L’Estrange v F Graucob Ltd is a seminal case in English contract law that firmly establishes the principle of incorporation of contractual terms by signature. The Court of Appeal in this case held that a party who signs a contractual document is bound by its terms, regardless of whether they have read or understood those terms, save for specific exceptions such as fraud, misrepresentation, or non est factum. The case is often cited to underscore the sanctity of contract and the binding effect of a signature on a written agreement.
Facts of L’Estrange v F Graucob Ltd Case
In L’Estrange v F Graucob Ltd, the claimant, Miss Harriet Mary L’Estrange, was the owner of a café in Great Ormes Road, Llandudno. Two travelling salesmen representing the defendant company, Mr Graucob’s slot machine business based in London, visited her premises. They persuaded Miss L’Estrange to purchase a cigarette slot machine. To formalise the purchase, she signed a document titled ‘Sales Agreement’.
The agreement included an initial statement whereby Miss L’Estrange agreed to purchase a machine described as “One Six Column Junior Ilam Automatic Machine.” Further into the document, printed in small type, was an exclusion clause stating:
“This agreement contains all the terms and conditions under which I agree to purchase the machine specified above, and any express or implied condition, statement, or warranty, statutory or otherwise not stated herein is hereby excluded. H. M. L’Estrange.”

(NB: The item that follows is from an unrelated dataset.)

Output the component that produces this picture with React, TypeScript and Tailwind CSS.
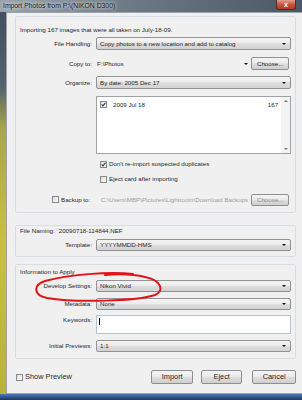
import React from "react";

const sel =
  "flex items-center rounded-[2px] border border-[#8f9396] bg-[linear-gradient(#f4f4f4,#ececec_45%,#dedede_52%,#d2d2d2)] pl-[3px] pr-[4px]";
const btn =
  "flex items-center justify-center rounded-[2px] border border-[#8c8f92] bg-[linear-gradient(#f4f4f4,#ebebeb_45%,#dddddd_52%,#cfcfcf)]";

function Arrow() {
  return (
    <span className="h-0 w-0 border-l-[2px] border-r-[2px] border-t-[2.5px] border-l-transparent border-r-transparent border-t-[#111]" />
  );
}

function Check({ on = false }: { on?: boolean }) {
  return (
    <span className="flex h-[7px] w-[7px] shrink-0 items-center justify-center border border-[#8a8a8a] bg-[linear-gradient(135deg,#dcdcdc,#ffffff)]">
      {on && (
        <svg viewBox="0 0 6 6" className="h-[5px] w-[5px]">
          <path d="M0.8 3 L2.4 4.6 L5.3 1" fill="none" stroke="#2a3a6a" strokeWidth="1.3" />
        </svg>
      )}
    </span>
  );
}

function Label({ children }: { children: React.ReactNode }) {
  return <span className="w-[76px] shrink-0 pr-[4px] text-right">{children}</span>;
}

export default function App() {
  return (
    <div className="relative flex h-[400px] w-[302px] flex-col overflow-hidden bg-[linear-gradient(#3f4c5a_0%,#56626d_22%,#a8a64a_32%,#c9c13e_60%,#b9b338_96%)] font-['Liberation_Sans',Arial,sans-serif] text-[6.2px] leading-[8px] text-[#262626]">
      {/* title bar */}
      <div className="flex h-[12px] shrink-0 items-center bg-[linear-gradient(90deg,#9aa3ab,#6f7b86_40%,#4b5865_100%)] pl-[3px]">
        <span className="flex-1 text-[6.8px] text-[#141414] [text-shadow:0_0_3px_#e8edf2,0_0_5px_#e8edf2]">
          Import Photos from P:\(NIKON D300)
        </span>
        <span className="mr-[6px] flex h-[10px] w-[20px] items-center justify-center self-start rounded-b-[3px] border border-t-0 border-[#5a2a22] bg-[linear-gradient(#e0a08e,#c8563e_50%,#b53a22)] text-[7px] font-bold leading-none text-white">
          x
        </span>
      </div>

      <div className="flex flex-1">
        <div className="w-[6px] shrink-0" />
        {/* client area */}
        <div className="flex flex-1 flex-col border border-[#9aa4ad] bg-[#f0f0f0] px-[8px] pt-[3px]">
          {/* group 1 */}
          <div className="flex h-[197px] flex-col rounded-[2px] border border-[#d6dde3] pl-[4px] pr-[4px]">
            <div className="mt-[9px] h-[8px]">Importing 167 images that were all taken on July-18-09.</div>
            <div className="mt-[3px] flex h-[13px] items-center">
              <Label>File Handling:</Label>
              <div className={sel + " h-[13px] flex-1"}>
                <span className="flex-1">Copy photos to a new location and add to catalog</span>
                <Arrow />
              </div>
            </div>
            <div className="mt-[7px] flex h-[13px] items-center">
              <Label>Copy to:</Label>
              <span className="flex-1 pl-[1px]">F:\Photos</span>
              <Arrow />
              <div className={btn + " ml-[3px] mr-[2px] h-[13px] w-[38px]"}>Choose...</div>
            </div>
            <div className="mt-[6px] flex h-[13px] items-center">
              <Label>Organize:</Label>
              <div className={sel + " h-[13px] flex-1"}>
                <span className="flex-1">By date: 2005 Dec 17</span>
                <Arrow />
              </div>
            </div>
            <div className="mt-[7px] flex h-[58px]">
              <span className="w-[76px] shrink-0" />
              <div className="flex flex-1 border border-[#9ea3a8] bg-white">
                <div className="flex flex-1 items-start pl-[3px] pr-[3px] pt-[4px]">
                  <Check on />
                  <span className="ml-[6px] flex-1">2009 Jul 18</span>
                  <span>167</span>
                </div>
                <div className="flex w-[9px] flex-col items-center justify-between bg-[#f3f3f3] py-[3px]">
                  <span className="h-0 w-0 border-b-[2px] border-l-[2px] border-r-[2px] border-b-[#777] border-l-transparent border-r-transparent" />
                  <span className="h-0 w-0 border-l-[2px] border-r-[2px] border-t-[2px] border-l-transparent border-r-transparent border-t-[#777]" />
                </div>
              </div>
            </div>
            <div className="mt-[6px] flex h-[8px] items-center pl-[80px]">
              <Check on />
              <span className="ml-[2px]">Don't re-import suspected duplicates</span>
            </div>
            <div className="mt-[7px] flex h-[8px] items-center pl-[80px]">
              <Check />
              <span className="ml-[2px]">Eject card after importing</span>
            </div>
            <div className="mt-[10px] flex h-[13px] items-center">
              <div className="flex w-[80px] shrink-0 items-center pl-[32px]">
                <Check />
                <span className="ml-[2px]">Backup to:</span>
              </div>
              <span className="flex-1 truncate pl-[1px] text-[#9d9d9d]">
                C:\Users\MBP\Pictures\Lightroom\Download Backups
              </span>
              <div className={btn + " ml-[3px] mr-[2px] h-[12px] w-[38px] text-[#8a8a8a]"}>Choose...</div>
            </div>
          </div>

          {/* group 2 */}
          <div className="mt-[12px] flex h-[32px] flex-col rounded-[2px] border border-[#d6dde3] pl-[4px] pr-[4px]">
            <div className="mt-[1px] h-[8px]">
              File Naming:<span className="ml-[4px]">20090718-114844.NEF</span>
            </div>
            <div className="mt-[4px] flex h-[12px] items-center">
              <Label>Template:</Label>
              <div className={sel + " h-[12px] flex-1"}>
                <span className="flex-1">YYYYMMDD-HMS</span>
                <Arrow />
              </div>
            </div>
          </div>

          {/* group 3 */}
          <div className="relative mt-[7px] flex h-[95px] flex-col rounded-[2px] border border-[#d6dde3] pl-[4px] pr-[4px]">
            <div className="mt-[3px] h-[8px]">Information to Apply</div>
            <div className="mt-[4px] flex h-[12px] items-center">
              <Label>Develop Settings:</Label>
              <div className={sel + " h-[12px] flex-1"}>
                <span className="flex-1">Nikon Vivid</span>
                <Arrow />
              </div>
            </div>
            <div className="mt-[6px] flex h-[12px] items-center">
              <Label>Metadata:</Label>
              <div className={sel + " h-[12px] flex-1"}>
                <span className="flex-1">None</span>
                <Arrow />
              </div>
            </div>
            <div className="mt-[5px] flex h-[19px]">
              <Label>
                <span className="leading-[10px]">Keywords:</span>
              </Label>
              <div className="flex flex-1 border border-[#b5c3d3] bg-white pl-[2px] pt-[2px]">
                <span className="h-[7px] w-px bg-black" />
              </div>
            </div>
            <div className="mt-[6px] flex h-[12px] items-center">
              <Label>Initial Previews:</Label>
              <div className={sel + " h-[12px] flex-1"}>
                <span className="flex-1">1:1</span>
                <Arrow />
              </div>
            </div>
            {/* red hand-drawn marker */}
            <svg
              viewBox="0 0 128 32"
              className="pointer-events-none absolute left-[19px] top-[6px] h-[32px] w-[128px]"
            >
              <path
                d="M98 3 C74 0 32 4 10 10 C-2 14 -2 24 12 27 C42 32 102 30 120 24 C130 20 126 9 110 6 C98 3 82 3 70 4"
                fill="none"
                stroke="#e3121a"
                strokeWidth="2"
                strokeLinecap="round"
              />
            </svg>
          </div>

          {/* footer */}
          <div className="mt-[11px] flex h-[14px] items-center text-[7.4px]">
            <span className="ml-[1px]">
              <Check />
            </span>
            <span className="ml-[2px] flex-1">Show Preview</span>
            <div className={btn + " h-[14px] w-[42px] border-[#3c7fb1] bg-[linear-gradient(#eaf6fd,#d9f0fc_45%,#bee6fd_52%,#a7d9f5)]"}>
              Import
            </div>
            <div className={btn + " ml-[8px] h-[14px] w-[41px]"}>Eject</div>
            <div className={btn + " ml-[10px] h-[14px] w-[44px]"}>Cancel</div>
          </div>
        </div>
        <div className="w-[6px] shrink-0" />
      </div>
      <div className="h-[6px] shrink-0 bg-[linear-gradient(#4a78b8,#1c3566)]" />
    </div>
  );
}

Miss L’Estrange did not read this document before signing. The machine was delivered but soon proved to be faulty and would jam repeatedly, despite attempts by mechanics to repair it. Consequently, Miss L’Estrange refused to continue paying the instalments for the machine. She brought an action in the Carnarvonshire County Court at Llandudno, seeking to recover the sums already paid. Her case was that the machine was not fit for purpose, thereby breaching implied terms under the Sale of Goods Act.
The defendant company, however, relied on the signed contract, particularly the exclusion clause, to argue that any warranties or implied conditions, including fitness for purpose, were expressly excluded by the terms to which Miss L’Estrange had agreed.
Legal Issue
The principal legal question in L’Estrange v F Graucob Ltd was whether the exclusion clause, printed in small type and contained in the signed contract, was effective and binding upon Miss L’Estrange despite her failure to read or understand it. In other words, the court had to determine if a party who signs a contractual document is bound by all its terms regardless of actual knowledge or notice of those terms.
L’Estrange v F Graucob Ltd Judgment
The Court of Appeal unanimously held in favour of the defendant, confirming that the exclusion clause was valid and formed part of the contract. The court ruled that it was immaterial that Miss L’Estrange had not read the contract or the exclusion clause. By signing the agreement, she was bound by all its terms.
Scrutton LJ’s Reasoning
Scrutton LJ emphasised that the case was not comparable to the “ticket cases” such as Parker v South Eastern Railway Co, where contracts were contained in unsigned documents like tickets or receipts. In such cases, it is necessary to prove that the party had actual or constructive notice of the contractual terms.
However, in L’Estrange v F Graucob Ltd, the contract was signed by Miss L’Estrange, which, in the absence of fraud or misrepresentation, was sufficient to bind her to its terms. Scrutton LJ cited the statement of Mellish LJ in Parker v South Eastern Railway Co:
“In an ordinary case, where an action is brought on a written agreement which is signed by the defendant, the agreement is proved by proving his signature, and, in the absence of fraud, it is wholly immaterial that he has not read the agreement and does not know its contents.”
Accordingly, the signature on the written contract amounted to acceptance of all terms, including the exclusion clause.
Maugham LJ’s Concurrence
Maugham LJ agreed with the judgment but expressed some regret about the result, noting that the outcome was harsh for the claimant. He pointed out that the only circumstances in which a party might avoid liability under a signed document are if the document was signed under misrepresentation, or was a non est factum – that is, radically different from what the signer believed it to be.
He also commented on the unfortunate presentation of the exclusion clause in very small print, noting:
“I may add, however, that I could wish that the contract had been in a simpler and more usual form. It is unfortunate that the important clause excluding conditions and warranties is in such small print.”
Nevertheless, Maugham LJ held that the terms of the contract must be enforced as written.
Conclusion
The case of L’Estrange v F Graucob Ltd [1934] 2 KB 394 is a landmark authority affirming that a signature on a contractual document binds the signatory to the entire contract, including exclusion clauses, regardless of whether the document was read. The Court of Appeal made clear that exceptions such as fraud, misrepresentation, or non est factum must be proven for a party to avoid liability under a signed agreement.
This case underscores the importance of reading and understanding contractual documents before signing and remains a vital precedent in the incorporation of contractual terms by signature in UK law.